## Raw data
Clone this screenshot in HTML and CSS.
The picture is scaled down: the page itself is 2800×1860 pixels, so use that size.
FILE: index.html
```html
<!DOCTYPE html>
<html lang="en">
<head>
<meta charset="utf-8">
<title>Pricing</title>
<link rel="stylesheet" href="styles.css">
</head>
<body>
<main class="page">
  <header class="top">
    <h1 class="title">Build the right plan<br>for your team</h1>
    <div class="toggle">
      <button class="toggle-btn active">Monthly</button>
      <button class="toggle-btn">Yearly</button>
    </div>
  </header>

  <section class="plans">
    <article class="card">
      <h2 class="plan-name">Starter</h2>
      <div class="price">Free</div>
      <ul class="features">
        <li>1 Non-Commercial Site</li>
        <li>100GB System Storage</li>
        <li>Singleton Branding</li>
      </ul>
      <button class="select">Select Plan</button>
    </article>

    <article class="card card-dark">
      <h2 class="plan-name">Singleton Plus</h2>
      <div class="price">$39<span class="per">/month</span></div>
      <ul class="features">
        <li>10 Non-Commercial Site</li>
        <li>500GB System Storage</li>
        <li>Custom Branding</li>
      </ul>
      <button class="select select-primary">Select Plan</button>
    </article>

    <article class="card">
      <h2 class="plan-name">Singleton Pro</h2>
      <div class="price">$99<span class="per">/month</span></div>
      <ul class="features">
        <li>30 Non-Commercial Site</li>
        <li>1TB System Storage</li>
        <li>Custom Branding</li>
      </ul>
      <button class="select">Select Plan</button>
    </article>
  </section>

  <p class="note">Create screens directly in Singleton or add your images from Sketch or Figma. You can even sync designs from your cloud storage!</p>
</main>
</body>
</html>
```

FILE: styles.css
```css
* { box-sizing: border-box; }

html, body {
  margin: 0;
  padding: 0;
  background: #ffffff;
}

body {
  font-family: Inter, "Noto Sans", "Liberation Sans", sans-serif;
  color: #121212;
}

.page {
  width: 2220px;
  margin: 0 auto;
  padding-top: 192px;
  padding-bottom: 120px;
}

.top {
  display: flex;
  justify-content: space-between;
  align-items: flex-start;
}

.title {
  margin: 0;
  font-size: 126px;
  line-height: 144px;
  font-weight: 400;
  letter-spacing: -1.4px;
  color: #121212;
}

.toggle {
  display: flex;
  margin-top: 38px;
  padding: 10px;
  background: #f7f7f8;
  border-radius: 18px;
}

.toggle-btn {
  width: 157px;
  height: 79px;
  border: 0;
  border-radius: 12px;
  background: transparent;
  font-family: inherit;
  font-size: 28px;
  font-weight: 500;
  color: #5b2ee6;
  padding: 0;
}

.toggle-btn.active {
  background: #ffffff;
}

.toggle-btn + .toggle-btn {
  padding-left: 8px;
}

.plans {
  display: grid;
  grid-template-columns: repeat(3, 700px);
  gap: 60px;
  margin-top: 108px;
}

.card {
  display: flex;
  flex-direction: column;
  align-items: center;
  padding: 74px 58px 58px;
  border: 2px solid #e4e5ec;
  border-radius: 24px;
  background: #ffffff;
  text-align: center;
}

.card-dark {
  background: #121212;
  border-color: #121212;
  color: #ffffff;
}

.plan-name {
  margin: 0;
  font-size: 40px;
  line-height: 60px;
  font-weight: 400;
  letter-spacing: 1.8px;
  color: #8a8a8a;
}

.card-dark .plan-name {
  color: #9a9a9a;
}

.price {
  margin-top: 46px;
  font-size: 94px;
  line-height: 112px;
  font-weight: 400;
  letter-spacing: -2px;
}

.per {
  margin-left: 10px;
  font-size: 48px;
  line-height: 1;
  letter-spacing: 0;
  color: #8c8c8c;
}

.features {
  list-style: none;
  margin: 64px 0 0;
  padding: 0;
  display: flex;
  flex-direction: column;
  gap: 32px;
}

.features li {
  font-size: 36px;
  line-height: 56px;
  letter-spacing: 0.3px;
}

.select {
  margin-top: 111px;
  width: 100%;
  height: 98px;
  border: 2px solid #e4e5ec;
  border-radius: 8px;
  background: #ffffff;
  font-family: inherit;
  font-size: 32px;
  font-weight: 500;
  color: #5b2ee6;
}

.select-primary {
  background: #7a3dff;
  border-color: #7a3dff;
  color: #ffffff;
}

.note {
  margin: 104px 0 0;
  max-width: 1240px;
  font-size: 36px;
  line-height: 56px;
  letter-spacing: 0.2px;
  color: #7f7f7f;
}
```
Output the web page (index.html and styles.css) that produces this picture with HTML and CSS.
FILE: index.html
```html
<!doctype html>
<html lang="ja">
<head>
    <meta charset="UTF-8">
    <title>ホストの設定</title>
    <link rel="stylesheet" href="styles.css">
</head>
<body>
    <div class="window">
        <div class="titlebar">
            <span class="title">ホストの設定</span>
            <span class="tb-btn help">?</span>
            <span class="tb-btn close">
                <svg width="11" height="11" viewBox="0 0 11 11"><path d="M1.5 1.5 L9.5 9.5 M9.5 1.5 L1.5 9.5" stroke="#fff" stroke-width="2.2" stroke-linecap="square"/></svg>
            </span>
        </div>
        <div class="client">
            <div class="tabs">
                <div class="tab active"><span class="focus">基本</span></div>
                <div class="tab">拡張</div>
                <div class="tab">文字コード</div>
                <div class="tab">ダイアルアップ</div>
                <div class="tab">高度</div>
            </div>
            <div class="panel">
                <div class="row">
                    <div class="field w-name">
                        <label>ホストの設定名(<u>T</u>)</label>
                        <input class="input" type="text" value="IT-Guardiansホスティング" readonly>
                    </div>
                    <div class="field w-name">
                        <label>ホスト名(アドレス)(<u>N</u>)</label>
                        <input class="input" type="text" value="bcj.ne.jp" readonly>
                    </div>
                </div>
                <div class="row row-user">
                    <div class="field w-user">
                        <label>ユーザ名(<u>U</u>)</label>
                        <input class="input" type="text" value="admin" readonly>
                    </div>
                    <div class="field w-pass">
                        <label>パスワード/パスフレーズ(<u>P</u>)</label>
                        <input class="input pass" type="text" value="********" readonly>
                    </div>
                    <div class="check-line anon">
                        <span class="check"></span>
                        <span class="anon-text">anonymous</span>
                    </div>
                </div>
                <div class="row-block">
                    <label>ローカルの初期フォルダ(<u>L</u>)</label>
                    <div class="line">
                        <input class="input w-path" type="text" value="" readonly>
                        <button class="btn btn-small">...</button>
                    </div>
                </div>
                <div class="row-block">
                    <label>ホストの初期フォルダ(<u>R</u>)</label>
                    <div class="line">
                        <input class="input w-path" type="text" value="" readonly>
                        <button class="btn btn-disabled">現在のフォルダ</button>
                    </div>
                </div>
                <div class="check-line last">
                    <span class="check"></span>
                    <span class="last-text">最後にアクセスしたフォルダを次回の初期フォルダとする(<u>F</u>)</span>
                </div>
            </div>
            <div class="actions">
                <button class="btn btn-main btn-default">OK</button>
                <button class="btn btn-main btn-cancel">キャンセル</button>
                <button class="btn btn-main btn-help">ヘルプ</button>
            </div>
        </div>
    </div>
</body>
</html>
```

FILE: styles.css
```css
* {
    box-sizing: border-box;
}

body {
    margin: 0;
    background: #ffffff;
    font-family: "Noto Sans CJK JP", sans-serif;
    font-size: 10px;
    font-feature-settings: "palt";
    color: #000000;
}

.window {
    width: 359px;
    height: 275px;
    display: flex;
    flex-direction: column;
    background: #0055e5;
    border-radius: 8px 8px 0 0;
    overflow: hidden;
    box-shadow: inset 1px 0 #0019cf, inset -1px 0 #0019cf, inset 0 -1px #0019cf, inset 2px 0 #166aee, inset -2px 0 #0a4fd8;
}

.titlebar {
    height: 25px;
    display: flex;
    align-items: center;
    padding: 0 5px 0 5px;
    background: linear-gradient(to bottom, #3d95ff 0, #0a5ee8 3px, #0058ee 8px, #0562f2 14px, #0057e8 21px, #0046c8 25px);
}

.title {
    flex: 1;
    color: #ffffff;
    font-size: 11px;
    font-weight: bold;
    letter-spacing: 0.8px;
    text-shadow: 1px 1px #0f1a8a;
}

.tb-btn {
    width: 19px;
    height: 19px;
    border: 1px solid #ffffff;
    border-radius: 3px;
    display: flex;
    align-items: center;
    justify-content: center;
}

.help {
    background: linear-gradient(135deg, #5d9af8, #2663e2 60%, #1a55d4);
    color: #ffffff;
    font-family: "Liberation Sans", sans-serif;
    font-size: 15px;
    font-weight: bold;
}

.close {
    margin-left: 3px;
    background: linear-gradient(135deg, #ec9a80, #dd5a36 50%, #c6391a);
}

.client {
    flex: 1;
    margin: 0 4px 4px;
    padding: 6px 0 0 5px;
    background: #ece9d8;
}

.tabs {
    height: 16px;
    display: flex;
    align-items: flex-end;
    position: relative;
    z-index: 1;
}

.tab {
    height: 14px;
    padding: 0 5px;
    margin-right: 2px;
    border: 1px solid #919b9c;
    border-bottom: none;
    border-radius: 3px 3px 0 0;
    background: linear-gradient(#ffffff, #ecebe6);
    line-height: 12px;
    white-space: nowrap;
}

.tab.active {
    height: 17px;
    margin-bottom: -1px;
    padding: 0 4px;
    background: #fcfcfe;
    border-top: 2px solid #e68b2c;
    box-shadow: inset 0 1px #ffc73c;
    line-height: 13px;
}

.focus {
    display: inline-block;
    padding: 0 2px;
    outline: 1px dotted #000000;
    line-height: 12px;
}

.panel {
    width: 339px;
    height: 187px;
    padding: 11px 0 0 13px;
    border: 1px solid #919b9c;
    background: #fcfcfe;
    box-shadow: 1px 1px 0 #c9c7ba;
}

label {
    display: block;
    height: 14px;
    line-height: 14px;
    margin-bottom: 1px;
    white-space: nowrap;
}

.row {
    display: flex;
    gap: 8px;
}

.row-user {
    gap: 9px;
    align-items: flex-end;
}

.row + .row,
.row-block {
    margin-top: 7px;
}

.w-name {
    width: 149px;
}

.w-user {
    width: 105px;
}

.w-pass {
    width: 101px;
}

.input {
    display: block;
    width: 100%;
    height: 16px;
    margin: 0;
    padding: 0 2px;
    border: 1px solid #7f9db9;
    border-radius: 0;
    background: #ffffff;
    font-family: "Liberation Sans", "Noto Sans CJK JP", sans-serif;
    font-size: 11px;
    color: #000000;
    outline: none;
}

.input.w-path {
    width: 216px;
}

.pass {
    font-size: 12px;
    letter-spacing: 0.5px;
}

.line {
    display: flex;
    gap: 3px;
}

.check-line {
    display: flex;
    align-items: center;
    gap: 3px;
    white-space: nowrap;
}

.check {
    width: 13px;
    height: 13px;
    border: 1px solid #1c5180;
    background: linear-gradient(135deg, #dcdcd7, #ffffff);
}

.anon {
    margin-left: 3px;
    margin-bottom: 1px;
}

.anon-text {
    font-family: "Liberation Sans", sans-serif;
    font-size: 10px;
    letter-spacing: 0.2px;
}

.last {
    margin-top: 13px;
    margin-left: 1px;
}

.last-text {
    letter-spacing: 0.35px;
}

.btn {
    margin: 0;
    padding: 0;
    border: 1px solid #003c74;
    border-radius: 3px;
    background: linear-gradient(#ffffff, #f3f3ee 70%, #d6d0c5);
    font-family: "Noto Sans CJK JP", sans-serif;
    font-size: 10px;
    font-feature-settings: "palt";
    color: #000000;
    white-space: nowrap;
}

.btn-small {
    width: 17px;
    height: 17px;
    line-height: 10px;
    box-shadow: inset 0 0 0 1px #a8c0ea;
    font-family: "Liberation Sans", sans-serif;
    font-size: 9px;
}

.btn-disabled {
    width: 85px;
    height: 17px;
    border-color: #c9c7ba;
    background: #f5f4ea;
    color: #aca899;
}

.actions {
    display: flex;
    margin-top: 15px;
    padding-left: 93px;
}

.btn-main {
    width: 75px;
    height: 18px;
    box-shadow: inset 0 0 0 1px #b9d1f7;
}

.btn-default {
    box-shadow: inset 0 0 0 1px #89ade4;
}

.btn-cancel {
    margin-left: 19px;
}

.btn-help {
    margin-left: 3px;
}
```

## What the task requires
Look through the entries above; copy each line where the string "that" appears.

## Problem solution
The picture is scaled down: the page itself is 2800×1860 pixels, so use that size.
Output the web page (index.html and styles.css) that produces this picture with HTML and CSS.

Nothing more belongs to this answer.